Using futures contracts to guarantee growers a minimum price for their crop is already widespread in the United States, where farmers use the Chicago Board of Trade (CBOT).
However, it is relatively new in South Africa, where the government fixed grain prices until the mid-1990s, a legacy of the isolationist apartheid government.
Now, many banks demand that farmers hedge against the futures market if they want to borrow money against their crop. KwaZulu Natal farmer Francois Legrange is currently arranging to hedge his next maize crop against the futures market - the first time he has done so.
"The banks force you to do it now," he told Reuters at a meeting of grain growers at a farmer's union hall outside the mining and farming town of Dundee, a five-hour drive south-east of Johannesburg.
"You have to. Otherwise you just risk too many knocks."
Hedging allows farmers or their representatives to sell a futures contract stating they will sell their stock at a set price, locking in potentially higher prices and protecting against market fluctuations.
Fanie Brink, deputy general manager of producer body Grain South Africa, said probably less than half of South African commercial farmers were hedging, although the number was increasing.
"We were in a totally controlled grain market until 1997," he said outside the meeting. "Farmers have adapted quite well but they're still not using all the tools available to them."
At its most basic, hedging can mean simply taking a futures position with a sell-stop to guarantee a minimum price, Riaan Lazenby of grain portfolio management provider Quattrocon said, although his firm also offers more complex products to farmers and consumers.
Many farmers failed to understand how the market operated and could end up losing money instead of protecting themselves, he said.
"It's like boxing blind," he said. "The potential profit or loss on SAFEX (South African Futures Exchange) must be about five-fold compared to what it is for farming. If you don't lock in the higher prices, and so you sell at the bottom each year, then you'll be out of business in three years."
Over the past 12 months, first position white maize futures on SAFEX soared to a peak of 1,535 rand a tonne in February, but then dived to a low of 785 rand by July.
Yellow maize futures have been nearly as volatile, ranging from 835 rand to 1480 rand.
The price usually drops to its lowest level in July and August when the crop is harvested and delivered, so it is in farmers' interests to hedge months earlier.
"We basically look at white and yellow maize and wheat," Lazenby said. "It's only those commodities that are liquid enough to hedge properly."

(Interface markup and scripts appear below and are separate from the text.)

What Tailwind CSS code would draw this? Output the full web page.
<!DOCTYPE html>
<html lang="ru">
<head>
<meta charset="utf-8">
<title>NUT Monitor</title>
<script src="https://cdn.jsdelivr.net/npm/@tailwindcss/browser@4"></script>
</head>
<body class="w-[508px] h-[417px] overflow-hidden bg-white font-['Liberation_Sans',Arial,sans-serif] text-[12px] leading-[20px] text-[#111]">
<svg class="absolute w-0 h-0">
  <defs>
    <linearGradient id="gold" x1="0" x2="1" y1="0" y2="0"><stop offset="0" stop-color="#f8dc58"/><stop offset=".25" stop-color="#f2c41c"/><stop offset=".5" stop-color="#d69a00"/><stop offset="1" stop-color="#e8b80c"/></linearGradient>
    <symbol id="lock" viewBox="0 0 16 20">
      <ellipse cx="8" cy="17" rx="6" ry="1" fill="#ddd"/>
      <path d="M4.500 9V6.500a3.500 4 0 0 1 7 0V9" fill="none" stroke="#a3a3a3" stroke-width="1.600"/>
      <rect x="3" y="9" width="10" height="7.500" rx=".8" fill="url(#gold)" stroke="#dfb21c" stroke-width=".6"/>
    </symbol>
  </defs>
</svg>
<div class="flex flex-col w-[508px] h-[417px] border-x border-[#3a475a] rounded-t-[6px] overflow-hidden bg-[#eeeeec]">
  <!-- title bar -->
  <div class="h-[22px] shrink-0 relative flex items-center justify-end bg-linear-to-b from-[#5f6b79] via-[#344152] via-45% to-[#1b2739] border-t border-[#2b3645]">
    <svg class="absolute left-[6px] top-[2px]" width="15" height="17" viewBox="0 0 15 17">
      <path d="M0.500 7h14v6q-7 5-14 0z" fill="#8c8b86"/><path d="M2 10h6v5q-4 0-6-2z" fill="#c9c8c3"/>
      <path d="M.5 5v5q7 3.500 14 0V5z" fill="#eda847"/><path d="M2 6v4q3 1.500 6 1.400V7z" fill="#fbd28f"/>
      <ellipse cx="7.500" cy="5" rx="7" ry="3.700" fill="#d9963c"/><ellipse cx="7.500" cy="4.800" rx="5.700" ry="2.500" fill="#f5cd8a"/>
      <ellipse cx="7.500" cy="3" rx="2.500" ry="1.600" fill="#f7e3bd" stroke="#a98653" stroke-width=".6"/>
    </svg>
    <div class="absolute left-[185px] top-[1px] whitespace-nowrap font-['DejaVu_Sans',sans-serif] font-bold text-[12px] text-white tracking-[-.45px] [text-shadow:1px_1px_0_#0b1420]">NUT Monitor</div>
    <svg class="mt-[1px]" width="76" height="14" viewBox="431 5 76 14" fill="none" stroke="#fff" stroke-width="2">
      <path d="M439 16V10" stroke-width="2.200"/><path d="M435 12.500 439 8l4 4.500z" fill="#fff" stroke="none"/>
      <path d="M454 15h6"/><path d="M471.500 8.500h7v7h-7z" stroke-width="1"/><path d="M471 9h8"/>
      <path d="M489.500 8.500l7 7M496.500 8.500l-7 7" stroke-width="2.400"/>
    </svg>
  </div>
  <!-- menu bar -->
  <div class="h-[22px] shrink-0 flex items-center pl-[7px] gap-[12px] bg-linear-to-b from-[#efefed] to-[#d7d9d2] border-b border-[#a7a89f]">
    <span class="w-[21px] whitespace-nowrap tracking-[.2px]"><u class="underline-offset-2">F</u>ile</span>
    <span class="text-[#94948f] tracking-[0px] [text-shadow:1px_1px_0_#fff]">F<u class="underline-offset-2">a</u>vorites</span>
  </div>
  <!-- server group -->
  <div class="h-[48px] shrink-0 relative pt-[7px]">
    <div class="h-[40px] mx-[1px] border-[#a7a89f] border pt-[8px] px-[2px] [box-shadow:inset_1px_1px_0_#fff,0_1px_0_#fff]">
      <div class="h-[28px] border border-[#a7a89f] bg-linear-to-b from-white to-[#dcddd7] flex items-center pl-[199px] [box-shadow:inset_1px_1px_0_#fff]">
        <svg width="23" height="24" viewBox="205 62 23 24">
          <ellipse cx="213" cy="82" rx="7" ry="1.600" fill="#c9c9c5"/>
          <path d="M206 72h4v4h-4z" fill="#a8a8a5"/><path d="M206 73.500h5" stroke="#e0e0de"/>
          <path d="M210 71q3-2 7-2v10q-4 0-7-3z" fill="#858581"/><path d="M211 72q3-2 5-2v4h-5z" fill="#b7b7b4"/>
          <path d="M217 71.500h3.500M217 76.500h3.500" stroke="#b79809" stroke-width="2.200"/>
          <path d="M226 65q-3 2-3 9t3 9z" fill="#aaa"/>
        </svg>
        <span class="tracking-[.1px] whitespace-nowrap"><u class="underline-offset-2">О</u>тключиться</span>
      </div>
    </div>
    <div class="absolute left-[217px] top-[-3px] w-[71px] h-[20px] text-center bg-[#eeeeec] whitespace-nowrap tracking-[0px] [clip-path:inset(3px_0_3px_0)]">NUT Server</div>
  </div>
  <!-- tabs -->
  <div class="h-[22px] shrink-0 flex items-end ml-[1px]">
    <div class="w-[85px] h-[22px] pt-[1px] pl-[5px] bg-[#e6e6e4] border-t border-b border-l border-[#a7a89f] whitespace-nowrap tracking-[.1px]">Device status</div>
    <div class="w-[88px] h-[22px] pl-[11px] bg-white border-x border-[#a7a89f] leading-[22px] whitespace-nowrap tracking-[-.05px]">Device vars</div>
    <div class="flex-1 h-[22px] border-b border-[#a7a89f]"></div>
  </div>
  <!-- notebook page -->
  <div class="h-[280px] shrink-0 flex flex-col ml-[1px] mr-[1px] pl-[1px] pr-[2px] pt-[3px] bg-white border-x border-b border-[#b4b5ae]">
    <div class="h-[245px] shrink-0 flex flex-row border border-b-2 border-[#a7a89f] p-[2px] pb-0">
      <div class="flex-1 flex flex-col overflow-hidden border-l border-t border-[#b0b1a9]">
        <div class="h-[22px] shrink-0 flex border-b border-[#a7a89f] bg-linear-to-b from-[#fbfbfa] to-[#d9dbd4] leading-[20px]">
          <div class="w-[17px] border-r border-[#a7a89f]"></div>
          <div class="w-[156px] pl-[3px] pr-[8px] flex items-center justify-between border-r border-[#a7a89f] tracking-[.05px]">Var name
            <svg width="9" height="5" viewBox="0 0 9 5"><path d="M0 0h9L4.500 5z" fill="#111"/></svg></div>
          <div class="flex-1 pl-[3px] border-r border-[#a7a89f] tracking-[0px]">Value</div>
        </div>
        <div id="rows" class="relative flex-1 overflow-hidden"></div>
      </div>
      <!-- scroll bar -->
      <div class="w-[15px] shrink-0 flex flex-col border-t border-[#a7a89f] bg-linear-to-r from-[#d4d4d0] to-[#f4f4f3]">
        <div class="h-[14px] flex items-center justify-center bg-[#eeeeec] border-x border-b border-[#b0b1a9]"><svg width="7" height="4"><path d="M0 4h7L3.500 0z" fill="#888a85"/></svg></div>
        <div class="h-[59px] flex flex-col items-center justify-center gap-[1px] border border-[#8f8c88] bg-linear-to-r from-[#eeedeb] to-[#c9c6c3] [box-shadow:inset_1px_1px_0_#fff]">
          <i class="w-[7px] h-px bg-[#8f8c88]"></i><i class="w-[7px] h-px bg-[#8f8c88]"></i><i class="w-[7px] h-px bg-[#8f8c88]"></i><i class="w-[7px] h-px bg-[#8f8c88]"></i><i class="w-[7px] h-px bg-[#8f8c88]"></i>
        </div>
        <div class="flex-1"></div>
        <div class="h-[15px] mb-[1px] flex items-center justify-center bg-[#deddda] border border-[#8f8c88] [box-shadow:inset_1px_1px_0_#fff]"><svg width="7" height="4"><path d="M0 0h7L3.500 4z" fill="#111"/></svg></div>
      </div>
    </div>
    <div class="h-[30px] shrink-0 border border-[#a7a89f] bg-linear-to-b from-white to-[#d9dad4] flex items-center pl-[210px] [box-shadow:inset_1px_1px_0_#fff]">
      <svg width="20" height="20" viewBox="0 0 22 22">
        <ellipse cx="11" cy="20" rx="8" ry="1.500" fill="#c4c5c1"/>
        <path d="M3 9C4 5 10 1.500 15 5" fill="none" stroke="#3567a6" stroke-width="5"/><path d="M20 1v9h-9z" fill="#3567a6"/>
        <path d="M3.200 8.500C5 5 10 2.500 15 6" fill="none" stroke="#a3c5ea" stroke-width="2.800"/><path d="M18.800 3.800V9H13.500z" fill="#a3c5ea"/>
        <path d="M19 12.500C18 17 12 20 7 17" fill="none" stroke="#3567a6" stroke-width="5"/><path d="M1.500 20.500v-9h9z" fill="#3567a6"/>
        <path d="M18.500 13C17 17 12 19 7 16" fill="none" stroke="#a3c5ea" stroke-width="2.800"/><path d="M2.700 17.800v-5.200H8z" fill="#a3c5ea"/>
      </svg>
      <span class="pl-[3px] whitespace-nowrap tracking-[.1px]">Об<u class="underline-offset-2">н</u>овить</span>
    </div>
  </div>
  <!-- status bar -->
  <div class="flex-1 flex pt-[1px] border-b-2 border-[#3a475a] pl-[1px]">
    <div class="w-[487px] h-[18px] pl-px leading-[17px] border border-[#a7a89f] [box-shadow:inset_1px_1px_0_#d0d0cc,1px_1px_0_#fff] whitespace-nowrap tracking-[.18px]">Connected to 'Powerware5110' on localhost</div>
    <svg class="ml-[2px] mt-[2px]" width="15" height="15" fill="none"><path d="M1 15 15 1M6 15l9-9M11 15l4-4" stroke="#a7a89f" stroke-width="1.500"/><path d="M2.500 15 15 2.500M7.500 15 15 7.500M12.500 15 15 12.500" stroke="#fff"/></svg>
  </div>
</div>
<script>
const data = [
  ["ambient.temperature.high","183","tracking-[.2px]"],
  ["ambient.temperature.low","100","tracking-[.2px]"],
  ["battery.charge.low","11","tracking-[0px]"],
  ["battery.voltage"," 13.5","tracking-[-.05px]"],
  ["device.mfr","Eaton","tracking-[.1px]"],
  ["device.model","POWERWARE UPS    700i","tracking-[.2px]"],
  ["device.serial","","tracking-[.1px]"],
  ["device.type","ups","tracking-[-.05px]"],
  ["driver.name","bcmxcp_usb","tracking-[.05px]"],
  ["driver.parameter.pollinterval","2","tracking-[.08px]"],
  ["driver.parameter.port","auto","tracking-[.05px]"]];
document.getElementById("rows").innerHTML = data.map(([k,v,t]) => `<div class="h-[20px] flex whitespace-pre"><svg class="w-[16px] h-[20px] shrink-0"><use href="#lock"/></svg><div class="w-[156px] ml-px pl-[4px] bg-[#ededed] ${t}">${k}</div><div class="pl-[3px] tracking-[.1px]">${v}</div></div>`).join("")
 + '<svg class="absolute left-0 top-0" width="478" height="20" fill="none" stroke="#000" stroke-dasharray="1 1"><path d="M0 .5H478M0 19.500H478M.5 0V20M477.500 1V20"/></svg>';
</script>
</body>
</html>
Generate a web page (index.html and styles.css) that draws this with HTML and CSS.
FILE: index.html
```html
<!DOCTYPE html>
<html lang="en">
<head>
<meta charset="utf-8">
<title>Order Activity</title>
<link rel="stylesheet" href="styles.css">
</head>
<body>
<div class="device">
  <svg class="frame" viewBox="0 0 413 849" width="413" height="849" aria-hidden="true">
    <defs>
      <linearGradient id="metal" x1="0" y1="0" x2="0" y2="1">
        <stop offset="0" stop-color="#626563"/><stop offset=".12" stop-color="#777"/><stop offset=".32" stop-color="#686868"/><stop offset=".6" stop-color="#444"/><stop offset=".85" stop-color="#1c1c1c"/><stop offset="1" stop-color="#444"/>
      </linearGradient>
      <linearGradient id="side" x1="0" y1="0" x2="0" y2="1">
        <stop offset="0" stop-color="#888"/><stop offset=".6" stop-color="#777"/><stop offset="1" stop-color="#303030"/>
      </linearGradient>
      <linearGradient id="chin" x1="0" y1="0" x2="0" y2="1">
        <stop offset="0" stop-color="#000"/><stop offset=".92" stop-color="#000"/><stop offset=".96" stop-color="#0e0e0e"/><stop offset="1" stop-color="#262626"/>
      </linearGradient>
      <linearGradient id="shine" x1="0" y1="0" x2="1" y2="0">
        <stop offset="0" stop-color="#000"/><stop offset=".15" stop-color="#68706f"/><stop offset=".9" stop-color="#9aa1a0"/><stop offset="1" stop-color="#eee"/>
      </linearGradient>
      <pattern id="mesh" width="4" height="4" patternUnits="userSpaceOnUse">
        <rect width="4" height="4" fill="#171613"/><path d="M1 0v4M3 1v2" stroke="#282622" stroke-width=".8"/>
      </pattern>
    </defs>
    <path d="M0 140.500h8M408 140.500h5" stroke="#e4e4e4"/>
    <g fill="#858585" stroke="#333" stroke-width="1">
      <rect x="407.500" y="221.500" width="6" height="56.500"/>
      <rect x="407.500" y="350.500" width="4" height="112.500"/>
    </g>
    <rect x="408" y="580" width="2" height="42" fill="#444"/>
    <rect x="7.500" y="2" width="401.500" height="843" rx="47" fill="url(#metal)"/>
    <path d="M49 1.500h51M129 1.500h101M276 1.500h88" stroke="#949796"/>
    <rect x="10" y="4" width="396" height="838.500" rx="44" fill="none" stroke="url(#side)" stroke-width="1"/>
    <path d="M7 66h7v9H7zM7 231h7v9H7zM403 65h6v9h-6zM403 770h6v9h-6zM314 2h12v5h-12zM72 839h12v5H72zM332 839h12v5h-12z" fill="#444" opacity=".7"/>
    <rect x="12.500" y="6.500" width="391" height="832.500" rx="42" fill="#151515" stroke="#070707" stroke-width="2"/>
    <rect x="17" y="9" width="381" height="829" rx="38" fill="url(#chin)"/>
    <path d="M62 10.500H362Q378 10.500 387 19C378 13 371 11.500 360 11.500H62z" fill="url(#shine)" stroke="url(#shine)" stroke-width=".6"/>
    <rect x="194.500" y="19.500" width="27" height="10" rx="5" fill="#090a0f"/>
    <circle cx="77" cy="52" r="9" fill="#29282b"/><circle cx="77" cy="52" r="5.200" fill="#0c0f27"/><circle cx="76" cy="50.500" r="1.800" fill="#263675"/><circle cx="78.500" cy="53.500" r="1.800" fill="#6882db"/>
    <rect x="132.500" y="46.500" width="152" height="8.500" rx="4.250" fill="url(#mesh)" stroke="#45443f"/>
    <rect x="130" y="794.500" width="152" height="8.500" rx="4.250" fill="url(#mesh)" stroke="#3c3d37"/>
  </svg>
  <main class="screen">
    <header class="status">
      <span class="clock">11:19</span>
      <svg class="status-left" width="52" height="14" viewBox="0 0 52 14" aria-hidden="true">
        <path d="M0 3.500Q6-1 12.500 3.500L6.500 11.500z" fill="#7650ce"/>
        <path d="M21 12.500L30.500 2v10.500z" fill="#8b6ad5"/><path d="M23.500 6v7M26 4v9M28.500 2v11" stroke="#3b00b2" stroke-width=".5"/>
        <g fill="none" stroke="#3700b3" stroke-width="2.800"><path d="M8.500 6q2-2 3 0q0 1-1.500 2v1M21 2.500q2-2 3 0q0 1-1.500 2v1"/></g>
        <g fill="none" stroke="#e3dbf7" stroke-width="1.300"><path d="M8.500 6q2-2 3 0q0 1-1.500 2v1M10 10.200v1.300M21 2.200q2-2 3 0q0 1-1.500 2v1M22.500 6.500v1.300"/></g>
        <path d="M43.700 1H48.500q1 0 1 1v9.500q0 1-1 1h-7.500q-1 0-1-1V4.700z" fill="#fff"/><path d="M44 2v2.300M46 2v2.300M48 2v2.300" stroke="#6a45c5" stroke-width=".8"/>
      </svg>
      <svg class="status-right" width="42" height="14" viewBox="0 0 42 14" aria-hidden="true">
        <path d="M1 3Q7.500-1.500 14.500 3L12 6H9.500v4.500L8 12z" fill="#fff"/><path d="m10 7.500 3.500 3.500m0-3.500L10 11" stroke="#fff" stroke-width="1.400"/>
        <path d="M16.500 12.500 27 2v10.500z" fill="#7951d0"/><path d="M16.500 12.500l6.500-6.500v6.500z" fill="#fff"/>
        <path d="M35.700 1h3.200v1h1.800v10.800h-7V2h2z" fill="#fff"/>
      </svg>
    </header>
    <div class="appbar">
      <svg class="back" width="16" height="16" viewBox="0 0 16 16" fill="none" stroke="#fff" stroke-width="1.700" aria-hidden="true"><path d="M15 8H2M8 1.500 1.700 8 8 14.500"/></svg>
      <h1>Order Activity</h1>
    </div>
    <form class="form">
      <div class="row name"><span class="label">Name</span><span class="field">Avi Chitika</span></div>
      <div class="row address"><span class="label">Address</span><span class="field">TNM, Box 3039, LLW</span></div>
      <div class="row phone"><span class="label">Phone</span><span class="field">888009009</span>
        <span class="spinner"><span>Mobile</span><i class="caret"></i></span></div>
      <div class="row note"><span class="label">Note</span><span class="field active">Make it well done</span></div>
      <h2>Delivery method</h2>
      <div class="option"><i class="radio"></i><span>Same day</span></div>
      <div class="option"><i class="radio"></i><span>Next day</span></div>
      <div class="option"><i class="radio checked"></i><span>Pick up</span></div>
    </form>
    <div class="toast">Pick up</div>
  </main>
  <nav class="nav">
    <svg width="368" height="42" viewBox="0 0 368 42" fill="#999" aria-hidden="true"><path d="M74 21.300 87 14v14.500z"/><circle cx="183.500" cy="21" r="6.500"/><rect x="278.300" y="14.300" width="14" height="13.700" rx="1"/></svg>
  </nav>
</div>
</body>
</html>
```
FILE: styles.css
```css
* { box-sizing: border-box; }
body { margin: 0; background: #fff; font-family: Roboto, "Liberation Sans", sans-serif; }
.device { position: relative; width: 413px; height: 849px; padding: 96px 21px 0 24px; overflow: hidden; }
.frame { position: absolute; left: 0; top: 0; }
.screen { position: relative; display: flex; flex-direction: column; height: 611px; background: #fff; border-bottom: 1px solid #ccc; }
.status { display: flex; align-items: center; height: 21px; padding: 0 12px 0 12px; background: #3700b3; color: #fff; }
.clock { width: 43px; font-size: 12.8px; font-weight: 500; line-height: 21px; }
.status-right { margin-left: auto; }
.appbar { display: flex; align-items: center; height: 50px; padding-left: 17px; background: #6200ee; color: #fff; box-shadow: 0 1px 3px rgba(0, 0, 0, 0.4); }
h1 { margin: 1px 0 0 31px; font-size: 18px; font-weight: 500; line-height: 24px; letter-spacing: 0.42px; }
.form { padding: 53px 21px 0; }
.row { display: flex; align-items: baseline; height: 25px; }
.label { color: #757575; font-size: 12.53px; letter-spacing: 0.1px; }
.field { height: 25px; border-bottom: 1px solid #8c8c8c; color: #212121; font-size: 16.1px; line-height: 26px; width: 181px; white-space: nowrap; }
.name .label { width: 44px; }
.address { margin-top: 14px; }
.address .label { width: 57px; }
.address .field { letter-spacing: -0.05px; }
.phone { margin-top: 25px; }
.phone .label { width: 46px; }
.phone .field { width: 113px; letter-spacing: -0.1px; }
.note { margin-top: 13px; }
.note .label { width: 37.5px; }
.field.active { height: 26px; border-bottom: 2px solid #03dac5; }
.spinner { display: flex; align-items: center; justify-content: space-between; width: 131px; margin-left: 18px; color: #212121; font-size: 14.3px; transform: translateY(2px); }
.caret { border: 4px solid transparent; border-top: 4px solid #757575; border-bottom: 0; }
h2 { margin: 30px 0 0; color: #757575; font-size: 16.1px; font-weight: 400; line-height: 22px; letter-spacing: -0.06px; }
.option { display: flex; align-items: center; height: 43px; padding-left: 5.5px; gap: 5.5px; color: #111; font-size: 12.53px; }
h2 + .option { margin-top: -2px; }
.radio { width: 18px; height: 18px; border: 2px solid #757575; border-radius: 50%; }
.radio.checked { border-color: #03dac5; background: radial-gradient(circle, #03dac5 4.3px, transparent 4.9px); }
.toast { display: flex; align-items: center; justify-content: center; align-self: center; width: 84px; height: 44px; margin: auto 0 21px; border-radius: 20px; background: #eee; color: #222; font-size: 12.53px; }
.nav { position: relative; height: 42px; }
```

Grain SA's Brink said his organisation was working to train farmers to use market tools more effectively. Emerging black farmers, some of whom have taken over grain farms under land reforms since the end of apartheid, were also being taught to use the system, he said.
But despite hedging, Grain SA says grain prices are too low and it is encouraging farmers to plant less.
"Commercial farmers are suffering," Brink said. "Government should create more profitable markets for grains through things like promoting production of ethanol from grain and bio diesel from soya."